Parametric Cutoffs for Interacting Fermi Liquids

TL;DR

This paper introduces a new multiscale decomposition of the Fermi propagator that improves momentum preservation and maintains bounds, aiding the rigorous analysis of three-dimensional interacting Fermi systems as Fermi liquids.

Contribution

The authors develop a parametric multiscale decomposition of the Fermi propagator that enhances momentum preservation and retains key bounds, advancing the mathematical analysis of Fermi liquids.

Findings

The new slicing preserves direct space bounds.

Non perturbative bounds on convergent contributions are maintained.

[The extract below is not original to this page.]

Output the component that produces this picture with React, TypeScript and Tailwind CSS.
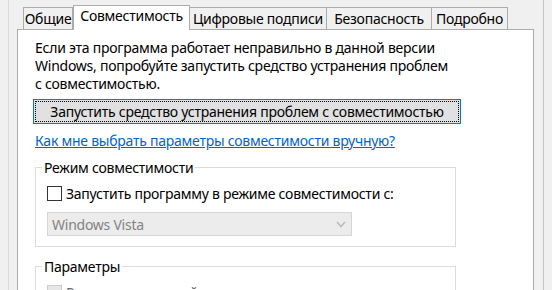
function Tab({ label, width, active, first }: { label: string; width: string; active?: boolean; first?: boolean }) {
  if (active) {
    return (
      <div
        className={`relative z-10 -mb-px flex h-[25px] ${width} items-start justify-center border border-b-0 border-[#acacac] bg-white pt-[1px]`}
      >
        {label}
      </div>
    );
  }
  return (
    <div
      className={`mt-[2px] flex h-[22px] ${width} ${first ? "" : "-ml-px"} items-center justify-center border border-b-0 border-[#acacac] bg-[#f0f0f0]`}
    >
      {label}
    </div>
  );
}

export default function App() {
  return (
    <div className="flex h-[290px] w-[552px] overflow-hidden bg-[#f0f0f0] font-['Noto_Sans',sans-serif] text-[14px] leading-[17px] tracking-[-0.25px] text-black">
      <div className="w-[8px]" />
      <div className="w-px bg-[#dadada]" />

      <div className="flex w-[534px] flex-col pl-[8px] pt-[5px]">
        {/* tabs */}
        <div className="flex h-[24px] items-start pl-[6px]">
          <Tab label="Общие" width="w-[50px]" first />
          <Tab label="Совместимость" width="w-[117px]" active />
          <Tab label="Цифровые подписи" width="w-[138px]" />
          <Tab label="Безопасность" width="w-[106px]" />
          <Tab label="Подробно" width="w-[77px]" />
        </div>

        {/* panel */}
        <div className="w-[517px] flex-1 border border-b-0 border-[#acacac] bg-white pl-[17px] pt-[9px]">
          <p className="leading-[18px]">
            Если эта программа работает неправильно в данной версии
            <br />
            Windows, попробуйте запустить средство устранения проблем
            <br />с совместимостью.
          </p>

          <button className="relative -ml-[2px] mt-[6px] h-[25px] w-[428px] border border-[#0078d7] bg-[#e1e1e1] p-[1px] tracking-[-0.25px]">
            <span className="flex h-full w-full items-center justify-center border border-dotted border-black">
              Запустить средство устранения проблем с совместимостью
            </span>
          </button>

          <div className="mt-[8px] text-[#0066cc] underline">Как мне выбрать параметры совместимости вручную?</div>

          <fieldset className="mt-[10px] h-[88px] w-[421px] border border-[#dcdcdc]">
            <legend className="ml-[6px] px-[2px]">Режим совместимости</legend>
            <div className="pl-[11px]">
              <div className="mt-[9px] flex items-center gap-[4px]">
                <span className="h-[15px] w-[15px] border border-[#333333] bg-white" />
                <span>Запустить программу в режиме совместимости с:</span>
              </div>
              <div className="mt-[10px] flex h-[24px] w-[305px] items-center justify-between border border-[#d6d6d6] bg-[#ececec] pl-[4px] pr-[5px] text-[#838383]">
                <span>Windows Vista</span>
                <svg width="10" height="7" viewBox="0 0 10 7" fill="none" stroke="#bcbcbc" strokeWidth="1.6">
                  <path d="M1 1 L5 5.5 L9 1" />
                </svg>
              </div>
            </div>
          </fieldset>

          <fieldset className="mt-[11px] h-[60px] w-[421px] border border-[#dcdcdc]">
            <legend className="ml-[6px] px-[2px]">Параметры</legend>
            <div className="mt-[9px] flex items-center gap-[4px] pl-[11px] text-[#6d6d6d]">
              <span className="h-[15px] w-[15px] border border-[#cccccc] bg-[#e6e6e6]" />
              <span>Режим пониженной цветности</span>
            </div>
          </fieldset>
        </div>
      </div>

      <div className="w-px bg-[#c4c4c4]" />
    </div>
  );
}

It facilitates the proof that 3D Fermi systems are Fermi liquids.

Abstract

We introduce a new multiscale decomposition of the Fermi propagator based on its parametric representation. We prove that the corresponding sliced propagator obeys the same direct space bounds than the previous decomposition used by the authors. Therefore non perturbative bounds on completely convergent contributions still hold. In addition the new slicing better preserves momenta, hence should become an important new technical tool for the rigorous analysis of condensed matter systems. In particular it should allow to complete the proof that a three dimensional interacting system of Fermions with spherical Fermi surface is a Fermi liquid in the sense of Salmhofer's criterion.